O senso comum nos faz cogitar que antes da chegada dos portugueses e espanhóis em território brasileiro, os povos indígenas eram primitivos e não possuíam ferramentas e mecanismos bem desenvolvidos, como por exemplo, para armazenar comida.
Acontece que em relatos desde os primeiros cronistas europeus, que relatavam, o que ocorria no ‘Novo Mundo’ há a descrição de tecnologias de armazenamento de alimentos pelos povos indígenas.
Até hoje, frequentemente são encontrados em sítios arqueológicos, artefatos denominados ‘pães-de-índio’, que consistem basicamente em um composto de plantas processadas e enterradas que são comestíveis mesmo depois de anos.
Uso de biomassas vegetais
Um estudo publicado pelo Museu Paraense Emílio Goeldi, em Belém (PA), intitulado ‘Pão-de-índio e massas vegetais: elos entre passado e presente na Amazônia indígena’, aborda os diversos registros etnográficos sobre o pão-de-índio.
Sabe-se que os grupos indígenas do Alto Rio Negro (noroeste amazônico) exploravam vários frutos para elaboração de biomassas (toda matéria orgânica de origem vegetal ou animal usada com a finalidade de produzir energia).
Essa biomassa era distribuída em pequenos paneiros, enterrados dentro de casas coletivas ou no quintal. Quando produzida em grande quantidade, a matéria-prima era armazenada provisoriamente no local da coleta e depois transportada para a comunidade indígena.
E qual era o objetivo, afinal?
O objetivo de produção da massa era para ser utilizada como reserva alimentar ao longo do ano, sendo adicionada ao caldo de peixe, ao mingau, à farinha; ou empregada na elaboração de bebidas servidas no dia a dia ou durante as celebrações de rituais.
Plantas utilizadas
Entre as plantas empregadas na produção de biomassas nessa região, segundo o estudo, destacam-se o japurá (Erisma japura) – bati, em língua Tukano –, cujo fruto era cozido e o caroço era macerado no pilão, sendo sua massa muito utilizada para engrossar o caldo de peixe; e o cunuri (Hevea spruceana) – wahpu –, cujas sementes maduras eram raladas ou cozidas e banhadas na correnteza dos rios para a completa retirada da toxidez.
Outra base vegetal utilizada pelos grupos da região era a biomassa do uacu (Monopteryx uaucu): suas sementes, depois de submetidas ao cozimento e acondicionadas em cestos eram deixadas em repouso na água corrente do rio ou igarapé por cerca de um dia para a extração do veneno.
Quando amolecidos, os frutos eram amassados com a mão. Depois de enterrada, a massa de uacu poderia ser usada para o preparo de mingaus e também para temperar a manicuera (ou mandicueira), que é uma variedade de mandioca.

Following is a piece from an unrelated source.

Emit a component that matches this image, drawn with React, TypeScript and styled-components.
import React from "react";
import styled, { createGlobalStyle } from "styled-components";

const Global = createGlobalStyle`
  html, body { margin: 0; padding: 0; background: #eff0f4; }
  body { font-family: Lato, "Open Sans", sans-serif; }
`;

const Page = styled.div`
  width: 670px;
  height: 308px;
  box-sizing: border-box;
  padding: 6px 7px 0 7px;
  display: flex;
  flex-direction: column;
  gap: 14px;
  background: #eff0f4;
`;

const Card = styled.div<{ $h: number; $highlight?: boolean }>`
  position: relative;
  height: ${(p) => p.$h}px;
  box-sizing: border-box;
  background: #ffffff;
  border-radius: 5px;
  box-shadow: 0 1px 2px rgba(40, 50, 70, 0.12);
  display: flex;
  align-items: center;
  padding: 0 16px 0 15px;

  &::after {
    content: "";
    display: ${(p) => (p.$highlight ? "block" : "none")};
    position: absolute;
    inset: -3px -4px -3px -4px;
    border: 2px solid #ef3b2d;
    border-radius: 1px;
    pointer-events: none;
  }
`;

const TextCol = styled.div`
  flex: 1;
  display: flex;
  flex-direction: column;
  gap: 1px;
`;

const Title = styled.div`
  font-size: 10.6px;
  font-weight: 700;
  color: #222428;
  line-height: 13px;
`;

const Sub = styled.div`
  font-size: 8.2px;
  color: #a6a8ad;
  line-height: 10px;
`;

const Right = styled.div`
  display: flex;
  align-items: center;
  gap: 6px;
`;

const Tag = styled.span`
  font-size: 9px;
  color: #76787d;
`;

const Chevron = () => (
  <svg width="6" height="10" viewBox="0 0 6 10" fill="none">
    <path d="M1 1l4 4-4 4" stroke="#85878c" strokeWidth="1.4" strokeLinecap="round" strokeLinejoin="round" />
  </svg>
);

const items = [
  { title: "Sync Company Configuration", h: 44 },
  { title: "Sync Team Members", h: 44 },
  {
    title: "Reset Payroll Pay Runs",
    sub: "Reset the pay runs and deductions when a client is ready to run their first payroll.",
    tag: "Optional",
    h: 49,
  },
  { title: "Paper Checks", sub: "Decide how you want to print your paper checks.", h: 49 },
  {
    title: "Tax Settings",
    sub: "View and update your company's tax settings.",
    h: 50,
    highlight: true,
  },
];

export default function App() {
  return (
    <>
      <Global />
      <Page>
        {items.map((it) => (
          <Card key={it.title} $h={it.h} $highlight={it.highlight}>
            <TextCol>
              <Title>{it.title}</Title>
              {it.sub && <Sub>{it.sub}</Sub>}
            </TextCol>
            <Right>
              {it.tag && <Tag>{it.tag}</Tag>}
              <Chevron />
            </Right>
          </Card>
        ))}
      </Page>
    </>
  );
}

Um elo entre passado e presente
O pão-de-índio é um elo que une o passado e presente dos povos indígenas. Trata sobre o pioneirismo no uso de uma diversidade de plantas alimentícias e os sistemas de conhecimentos a elas associados e podem ser ainda bons indicadores de práticas culturais indígenas que resultaram na construção de nichos.
É interessante notar, ainda, que as moradias ribeirinhas contemporâneas costumam se sobrepor a sítios arqueológicos, em função de sua localização e da qualidade de seu solo, sendo comum que os pães-de-índio sejam encontrados quando da abertura de um novo roçado.

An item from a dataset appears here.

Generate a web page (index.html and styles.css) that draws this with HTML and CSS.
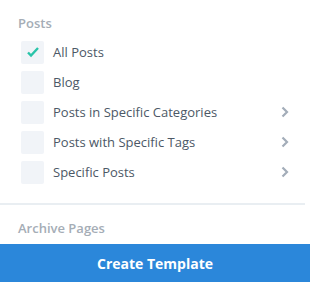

Segundo relatos de indígenas e ribeirinhos do sul do Amazonas, pães-de-índio são massas compactadas produzidos a partir do processamento de batatas, carás, polpas de frutas, sementes e castanhas disponíveis na floresta, utilizados como reserva alimentar em tempos de escassez ou consumidos em viagens, caçadas ou grandes varações.
Apesar dessa prática estar presente na memória de muitos indígenas, é pouco utilizada atualmente. Contudo, há relatos de sua presença em toda a bacia amazônica, ao passo que estudos sobre sua distribuição, origem e composição muito têm a revelar sobre a história dos povos nativos da região.